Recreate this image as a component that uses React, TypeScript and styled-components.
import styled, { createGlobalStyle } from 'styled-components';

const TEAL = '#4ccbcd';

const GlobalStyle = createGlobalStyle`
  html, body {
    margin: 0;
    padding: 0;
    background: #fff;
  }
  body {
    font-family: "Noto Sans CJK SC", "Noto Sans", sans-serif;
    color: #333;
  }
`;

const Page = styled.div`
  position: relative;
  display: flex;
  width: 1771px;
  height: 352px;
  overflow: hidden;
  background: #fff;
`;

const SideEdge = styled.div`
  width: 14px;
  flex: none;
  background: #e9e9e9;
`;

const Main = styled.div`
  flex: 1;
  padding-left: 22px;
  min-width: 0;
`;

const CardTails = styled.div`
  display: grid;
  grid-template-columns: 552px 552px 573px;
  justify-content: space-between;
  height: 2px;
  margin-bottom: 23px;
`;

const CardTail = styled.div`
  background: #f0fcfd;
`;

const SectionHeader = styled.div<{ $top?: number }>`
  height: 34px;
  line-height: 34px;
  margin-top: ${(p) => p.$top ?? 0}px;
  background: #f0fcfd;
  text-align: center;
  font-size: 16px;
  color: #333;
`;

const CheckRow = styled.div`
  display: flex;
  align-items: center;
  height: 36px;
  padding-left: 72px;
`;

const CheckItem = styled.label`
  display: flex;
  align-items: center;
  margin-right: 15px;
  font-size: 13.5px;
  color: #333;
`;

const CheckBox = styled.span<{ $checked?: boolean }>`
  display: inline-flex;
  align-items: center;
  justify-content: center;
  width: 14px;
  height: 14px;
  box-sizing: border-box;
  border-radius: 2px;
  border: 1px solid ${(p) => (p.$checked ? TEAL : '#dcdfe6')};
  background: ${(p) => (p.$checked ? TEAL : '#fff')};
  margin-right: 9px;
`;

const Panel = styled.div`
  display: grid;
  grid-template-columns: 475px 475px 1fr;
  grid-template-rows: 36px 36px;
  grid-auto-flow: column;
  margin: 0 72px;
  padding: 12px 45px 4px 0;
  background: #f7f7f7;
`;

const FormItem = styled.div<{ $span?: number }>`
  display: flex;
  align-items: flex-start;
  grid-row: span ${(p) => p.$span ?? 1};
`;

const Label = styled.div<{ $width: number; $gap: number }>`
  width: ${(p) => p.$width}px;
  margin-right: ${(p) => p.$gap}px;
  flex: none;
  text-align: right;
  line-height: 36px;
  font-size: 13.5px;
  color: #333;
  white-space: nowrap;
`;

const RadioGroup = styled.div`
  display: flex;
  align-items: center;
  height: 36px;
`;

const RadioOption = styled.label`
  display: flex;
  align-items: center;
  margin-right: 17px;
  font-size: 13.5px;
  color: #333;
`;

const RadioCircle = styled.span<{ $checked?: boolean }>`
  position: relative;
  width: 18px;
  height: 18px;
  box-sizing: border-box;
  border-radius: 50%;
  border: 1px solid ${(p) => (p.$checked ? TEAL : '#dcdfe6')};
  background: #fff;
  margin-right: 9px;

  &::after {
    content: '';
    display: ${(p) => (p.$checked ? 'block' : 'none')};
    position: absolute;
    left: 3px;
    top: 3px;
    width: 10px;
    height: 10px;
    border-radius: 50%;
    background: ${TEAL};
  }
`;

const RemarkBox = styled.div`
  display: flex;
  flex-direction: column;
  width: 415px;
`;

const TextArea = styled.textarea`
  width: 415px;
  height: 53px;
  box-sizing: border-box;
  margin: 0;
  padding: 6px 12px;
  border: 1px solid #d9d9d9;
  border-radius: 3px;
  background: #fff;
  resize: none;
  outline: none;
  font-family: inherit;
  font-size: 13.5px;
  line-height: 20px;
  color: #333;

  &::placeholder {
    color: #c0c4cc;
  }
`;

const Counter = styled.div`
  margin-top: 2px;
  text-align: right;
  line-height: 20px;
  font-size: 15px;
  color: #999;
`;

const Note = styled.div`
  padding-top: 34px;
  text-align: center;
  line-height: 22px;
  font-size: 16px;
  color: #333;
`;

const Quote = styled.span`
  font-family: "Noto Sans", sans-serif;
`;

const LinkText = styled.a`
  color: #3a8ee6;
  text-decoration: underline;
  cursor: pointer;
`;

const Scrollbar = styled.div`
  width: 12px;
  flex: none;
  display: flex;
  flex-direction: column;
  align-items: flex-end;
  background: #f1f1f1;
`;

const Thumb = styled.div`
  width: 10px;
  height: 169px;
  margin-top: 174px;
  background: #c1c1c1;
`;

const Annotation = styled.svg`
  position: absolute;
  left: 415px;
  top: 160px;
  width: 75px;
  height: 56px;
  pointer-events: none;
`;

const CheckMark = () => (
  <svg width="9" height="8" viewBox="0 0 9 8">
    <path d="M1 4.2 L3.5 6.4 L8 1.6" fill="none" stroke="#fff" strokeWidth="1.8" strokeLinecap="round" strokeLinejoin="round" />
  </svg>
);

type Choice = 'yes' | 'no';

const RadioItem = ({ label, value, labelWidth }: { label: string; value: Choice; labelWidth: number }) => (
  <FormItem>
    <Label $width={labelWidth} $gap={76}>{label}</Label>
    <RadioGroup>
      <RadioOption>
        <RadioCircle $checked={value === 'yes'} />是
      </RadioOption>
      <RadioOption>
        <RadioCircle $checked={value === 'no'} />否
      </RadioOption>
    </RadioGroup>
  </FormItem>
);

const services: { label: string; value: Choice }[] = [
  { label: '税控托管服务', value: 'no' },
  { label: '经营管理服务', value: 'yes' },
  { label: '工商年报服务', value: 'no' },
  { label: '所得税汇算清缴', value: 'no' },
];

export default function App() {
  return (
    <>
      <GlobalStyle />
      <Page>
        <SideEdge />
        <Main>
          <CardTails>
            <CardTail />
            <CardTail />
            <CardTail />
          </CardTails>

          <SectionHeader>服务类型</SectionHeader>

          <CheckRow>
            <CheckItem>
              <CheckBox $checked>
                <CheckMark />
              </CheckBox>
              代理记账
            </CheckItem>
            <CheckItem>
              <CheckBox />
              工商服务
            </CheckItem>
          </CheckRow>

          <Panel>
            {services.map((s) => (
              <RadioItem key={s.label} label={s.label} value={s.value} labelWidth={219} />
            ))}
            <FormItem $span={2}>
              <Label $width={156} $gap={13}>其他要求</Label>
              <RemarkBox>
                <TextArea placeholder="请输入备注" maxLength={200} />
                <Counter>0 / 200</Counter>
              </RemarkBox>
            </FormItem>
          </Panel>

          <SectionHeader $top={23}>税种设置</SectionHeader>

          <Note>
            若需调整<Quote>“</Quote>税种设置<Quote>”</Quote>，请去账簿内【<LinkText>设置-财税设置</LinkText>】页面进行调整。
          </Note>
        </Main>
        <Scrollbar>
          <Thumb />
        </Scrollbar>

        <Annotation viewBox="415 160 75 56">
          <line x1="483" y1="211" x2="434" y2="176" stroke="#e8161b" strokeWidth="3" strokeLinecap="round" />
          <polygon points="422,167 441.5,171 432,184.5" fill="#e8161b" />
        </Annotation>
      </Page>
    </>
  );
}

---------------

* Task goal *
Give an exact copy of all the data shown above.

* Written solution *
Recreate this image as a component that uses React, TypeScript and styled-components.
import styled, { createGlobalStyle } from 'styled-components';

const TEAL = '#4ccbcd';

const GlobalStyle = createGlobalStyle`
  html, body {
    margin: 0;
    padding: 0;
    background: #fff;
  }
  body {
    font-family: "Noto Sans CJK SC", "Noto Sans", sans-serif;
    color: #333;
  }
`;

const Page = styled.div`
  position: relative;
  display: flex;
  width: 1771px;
  height: 352px;
  overflow: hidden;
  background: #fff;
`;

const SideEdge = styled.div`
  width: 14px;
  flex: none;
  background: #e9e9e9;
`;

const Main = styled.div`
  flex: 1;
  padding-left: 22px;
  min-width: 0;
`;

const CardTails = styled.div`
  display: grid;
  grid-template-columns: 552px 552px 573px;
  justify-content: space-between;
  height: 2px;
  margin-bottom: 23px;
`;

const CardTail = styled.div`
  background: #f0fcfd;
`;

const SectionHeader = styled.div<{ $top?: number }>`
  height: 34px;
  line-height: 34px;
  margin-top: ${(p) => p.$top ?? 0}px;
  background: #f0fcfd;
  text-align: center;
  font-size: 16px;
  color: #333;
`;

const CheckRow = styled.div`
  display: flex;
  align-items: center;
  height: 36px;
  padding-left: 72px;
`;

const CheckItem = styled.label`
  display: flex;
  align-items: center;
  margin-right: 15px;
  font-size: 13.5px;
  color: #333;
`;

const CheckBox = styled.span<{ $checked?: boolean }>`
  display: inline-flex;
  align-items: center;
  justify-content: center;
  width: 14px;
  height: 14px;
  box-sizing: border-box;
  border-radius: 2px;
  border: 1px solid ${(p) => (p.$checked ? TEAL : '#dcdfe6')};
  background: ${(p) => (p.$checked ? TEAL : '#fff')};
  margin-right: 9px;
`;

const Panel = styled.div`
  display: grid;
  grid-template-columns: 475px 475px 1fr;
  grid-template-rows: 36px 36px;
  grid-auto-flow: column;
  margin: 0 72px;
  padding: 12px 45px 4px 0;
  background: #f7f7f7;
`;

const FormItem = styled.div<{ $span?: number }>`
  display: flex;
  align-items: flex-start;
  grid-row: span ${(p) => p.$span ?? 1};
`;

const Label = styled.div<{ $width: number; $gap: number }>`
  width: ${(p) => p.$width}px;
  margin-right: ${(p) => p.$gap}px;
  flex: none;
  text-align: right;
  line-height: 36px;
  font-size: 13.5px;
  color: #333;
  white-space: nowrap;
`;

const RadioGroup = styled.div`
  display: flex;
  align-items: center;
  height: 36px;
`;

const RadioOption = styled.label`
  display: flex;
  align-items: center;
  margin-right: 17px;
  font-size: 13.5px;
  color: #333;
`;

const RadioCircle = styled.span<{ $checked?: boolean }>`
  position: relative;
  width: 18px;
  height: 18px;
  box-sizing: border-box;
  border-radius: 50%;
  border: 1px solid ${(p) => (p.$checked ? TEAL : '#dcdfe6')};
  background: #fff;
  margin-right: 9px;

  &::after {
    content: '';
    display: ${(p) => (p.$checked ? 'block' : 'none')};
    position: absolute;
    left: 3px;
    top: 3px;
    width: 10px;
    height: 10px;
    border-radius: 50%;
    background: ${TEAL};
  }
`;

const RemarkBox = styled.div`
  display: flex;
  flex-direction: column;
  width: 415px;
`;

const TextArea = styled.textarea`
  width: 415px;
  height: 53px;
  box-sizing: border-box;
  margin: 0;
  padding: 6px 12px;
  border: 1px solid #d9d9d9;
  border-radius: 3px;
  background: #fff;
  resize: none;
  outline: none;
  font-family: inherit;
  font-size: 13.5px;
  line-height: 20px;
  color: #333;

  &::placeholder {
    color: #c0c4cc;
  }
`;

const Counter = styled.div`
  margin-top: 2px;
  text-align: right;
  line-height: 20px;
  font-size: 15px;
  color: #999;
`;

const Note = styled.div`
  padding-top: 34px;
  text-align: center;
  line-height: 22px;
  font-size: 16px;
  color: #333;
`;

const Quote = styled.span`
  font-family: "Noto Sans", sans-serif;
`;

const LinkText = styled.a`
  color: #3a8ee6;
  text-decoration: underline;
  cursor: pointer;
`;

const Scrollbar = styled.div`
  width: 12px;
  flex: none;
  display: flex;
  flex-direction: column;
  align-items: flex-end;
  background: #f1f1f1;
`;

const Thumb = styled.div`
  width: 10px;
  height: 169px;
  margin-top: 174px;
  background: #c1c1c1;
`;

const Annotation = styled.svg`
  position: absolute;
  left: 415px;
  top: 160px;
  width: 75px;
  height: 56px;
  pointer-events: none;
`;

const CheckMark = () => (
  <svg width="9" height="8" viewBox="0 0 9 8">
    <path d="M1 4.2 L3.5 6.4 L8 1.6" fill="none" stroke="#fff" strokeWidth="1.8" strokeLinecap="round" strokeLinejoin="round" />
  </svg>
);

type Choice = 'yes' | 'no';

const RadioItem = ({ label, value, labelWidth }: { label: string; value: Choice; labelWidth: number }) => (
  <FormItem>
    <Label $width={labelWidth} $gap={76}>{label}</Label>
    <RadioGroup>
      <RadioOption>
        <RadioCircle $checked={value === 'yes'} />是
      </RadioOption>
      <RadioOption>
        <RadioCircle $checked={value === 'no'} />否
      </RadioOption>
    </RadioGroup>
  </FormItem>
);

const services: { label: string; value: Choice }[] = [
  { label: '税控托管服务', value: 'no' },
  { label: '经营管理服务', value: 'yes' },
  { label: '工商年报服务', value: 'no' },
  { label: '所得税汇算清缴', value: 'no' },
];

export default function App() {
  return (
    <>
      <GlobalStyle />
      <Page>
        <SideEdge />
        <Main>
          <CardTails>
            <CardTail />
            <CardTail />
            <CardTail />
          </CardTails>

          <SectionHeader>服务类型</SectionHeader>

          <CheckRow>
            <CheckItem>
              <CheckBox $checked>
                <CheckMark />
              </CheckBox>
              代理记账
            </CheckItem>
            <CheckItem>
              <CheckBox />
              工商服务
            </CheckItem>
          </CheckRow>

          <Panel>
            {services.map((s) => (
              <RadioItem key={s.label} label={s.label} value={s.value} labelWidth={219} />
            ))}
            <FormItem $span={2}>
              <Label $width={156} $gap={13}>其他要求</Label>
              <RemarkBox>
                <TextArea placeholder="请输入备注" maxLength={200} />
                <Counter>0 / 200</Counter>
              </RemarkBox>
            </FormItem>
          </Panel>

          <SectionHeader $top={23}>税种设置</SectionHeader>

          <Note>
            若需调整<Quote>“</Quote>税种设置<Quote>”</Quote>，请去账簿内【<LinkText>设置-财税设置</LinkText>】页面进行调整。
          </Note>
        </Main>
        <Scrollbar>
          <Thumb />
        </Scrollbar>

        <Annotation viewBox="415 160 75 56">
          <line x1="483" y1="211" x2="434" y2="176" stroke="#e8161b" strokeWidth="3" strokeLinecap="round" />
          <polygon points="422,167 441.5,171 432,184.5" fill="#e8161b" />
        </Annotation>
      </Page>
    </>
  );
}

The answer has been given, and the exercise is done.